The UK government has been trying to extradite the 51-year-old Jordanian since 2005 arguing that he is a threat to national security, but British and European courts have repeatedly thwarted its efforts on human rights grounds.

"UK Border Agency officers have today arrested Abu Qatada and told him that we intend to resume deportation proceedings against him," a spokesman for the Home Office, or interior ministry, said in a statement.

Abu Qatada's legal team were expected to lodge an application for bail later Tuesday at an immigration tribunal in central London, judicial officials said.

The father of five, who claimed asylum in Britain in 1993, has been detained in Britain on anti-terror allegations for much of the last decade, and authorities have spent most of that trying to send him back to Jordan.

He was convicted in the kingdom of Jordan in absentia of involvement in terror attacks in 1998, and faces a retrial on his return, but his deportation has been blocked by concerns about his treatment there.

In January, the European Court of Human Rights in Strasbourg ruled that there was a "real risk" that evidence obtained through torture may be used against Abu Qatada during his retrial.
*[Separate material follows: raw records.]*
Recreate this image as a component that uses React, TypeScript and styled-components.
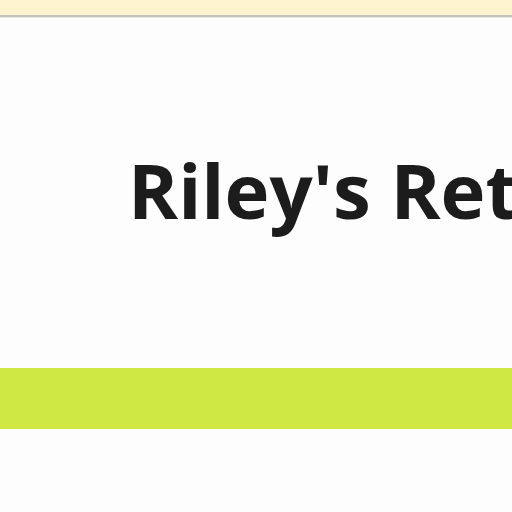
import React from 'react';
import styled, {createGlobalStyle} from 'styled-components';

const GlobalStyle = createGlobalStyle`
  html, body {
    margin: 0;
    padding: 0;
    overflow: hidden;
    background-color: #fdfdfd;
    font-family: "Open Sans", "Noto Sans", sans-serif;
  }
`

const Page = styled.div`
  display: flex;
  flex-direction: column;
  min-height: 512px;
`

const Notice = styled.div`
  height: 15px;
  background-color: #fff4d0;
  border-bottom: 2px solid #c4c2bc;
  box-shadow: 0 1px 0 #e8e8e8;
`

const Hero = styled.header`
  height: 351px;
  display: flex;
  align-items: center;
  padding-left: 128px;
  box-sizing: border-box;
  overflow: hidden;
`

const Title = styled.h1`
  margin: 0 0 5px 0;
  font-size: 76px;
  font-weight: 700;
  line-height: 1;
  color: #1c1c1c;
  white-space: nowrap;
`

const Band = styled.div`
  height: 61px;
  background-color: #cfe844;
`

const App = () => (
    <>
        <GlobalStyle/>
        <Page>
            <Notice/>
            <Hero>
                <Title>Riley's Retrospective</Title>
            </Hero>
            <Band/>
        </Page>
    </>
);

export default App;
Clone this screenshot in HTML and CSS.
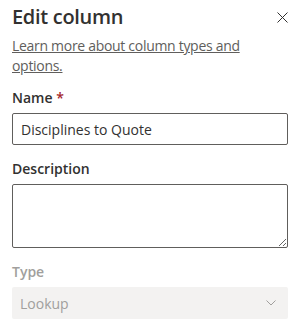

The cleric's lawyers subsequently appealed for his release, arguing that his continued detention was no longer lawful or reasonable, and on February 6 a British judge ordered he be set free under strict bail conditions.
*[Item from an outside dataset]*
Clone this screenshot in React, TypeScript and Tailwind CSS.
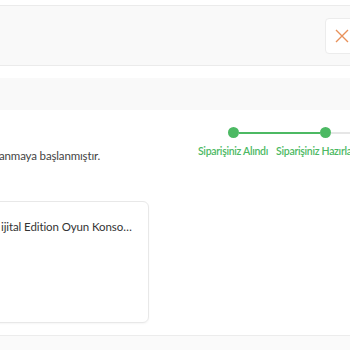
export default function App() {
  return (
    <div className="w-[350px] h-[350px] overflow-hidden bg-white font-['Lato','Noto_Sans',sans-serif] text-[#333]">
      <div className="h-[5px] bg-white" />
      <div className="h-[61px] bg-[#f9f9f9] border-y border-[#ebebeb] flex items-center justify-end">
        <button className="w-[34px] h-[36px] -mr-[9px] bg-white border border-[#ececec] rounded-[4px] flex items-center justify-center">
          <svg width="14" height="14" viewBox="0 0 14 14" fill="none" stroke="#e8915a" strokeWidth="1.4">
            <path d="M1 1 L13 13 M13 1 L1 13" />
          </svg>
        </button>
      </div>
      <div className="h-[12px]" />
      <div className="h-[32px] bg-[#f9f9f9]" />

      <div className="flex justify-between h-[90px] pt-[16px]">
        <p className="text-[11.5px] tracking-[-0.15px] text-[#444] pt-[21px] -ml-[1px] whitespace-nowrap">anmaya başlanmıştır.</p>
        <div className="flex -mr-[21px] pt-[1px]">
          <div className="w-[92px] flex flex-col items-center">
            <div className="flex items-center w-full h-[11px]">
              <div className="flex-1" />
              <div className="w-[11px] h-[11px] rounded-full bg-[#4cb963]" />
              <div className="flex-1 h-[2px] bg-[#4cb963]" />
            </div>
            <span className="mt-[6px] text-[10.5px] tracking-[-0.3px] font-semibold text-[#4cb963] whitespace-nowrap">Siparişiniz Alındı</span>
          </div>
          <div className="w-[92px] flex flex-col items-center">
            <div className="flex items-center w-full h-[11px]">
              <div className="flex-1 h-[2px] bg-[#4cb963]" />
              <div className="w-[11px] h-[11px] rounded-full bg-[#4cb963]" />
              <div className="flex-1 h-[2px] bg-[#e6e6e6]" />
            </div>
            <span className="mt-[6px] text-[10.5px] tracking-[-0.3px] font-semibold text-[#4cb963] whitespace-nowrap">Siparişiniz Hazırlanıyor</span>
          </div>
        </div>
      </div>

      <div className="h-[1px]" />
      <div className="w-[159px] h-[122px] -ml-[10px] border border-[#e8e8e8] rounded-[6px] shadow-[0_1px_2px_rgba(0,0,0,0.04)] pt-[16px] pl-[10px] pr-[14px]">
        <p className="text-[11.5px] tracking-[-0.1px] text-[#333] whitespace-nowrap overflow-hidden text-ellipsis">ijital Edition Oyun Konsolu PS5</p>
      </div>
      <div className="h-[12px]" />
      <div className="h-[20px] bg-[#fafafa] border-t border-[#ececec]" />
    </div>
  )
}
But Britain vowed to continue its efforts to remove Abu Qatada and last month Home Secretary Theresa May visited Jordan to seek assurances on torture evidence that would allay the European court's concerns.

May was due to give a statement to parliament later Tuesday, the final day that Britain could appeal against the European court's judgment.

Abu Qatada, a Jordanian of Palestinian origin who is also known as Omar Mohammed Othman, was once labeled Bin Laden's right-hand man in Europe by a Spanish judge and has caused major concerns to successive British governments.

In 1995 the cleric defended killing converts from Islam, their wives and children in Algeria, and four years later he made a sermon in London calling for the killing of Jews and praising attacks on Americans.

Videos of his sermons were found in the Hamburg flat used by some of the hijackers involved in the September 11, 2001 attacks on the United States.

Al-Qaida threatened earlier this month to attack Britain if it decides to extradite Abu Qatada, saying the move would "open the gates of evil" on "Britain and its citizens everywhere."

A top Jordanian Salafist leader, Abed Shehadeh, known as Abu Mohammad Tahawi, condemned Tuesday's arrest, telling Agence France Presse: "I have advised him (Abu Qatada) do his best to avoid deportation.

"Abu Qatada has been charged with false crimes that he had nothing to do with. He will be detained and tortured in Jordan."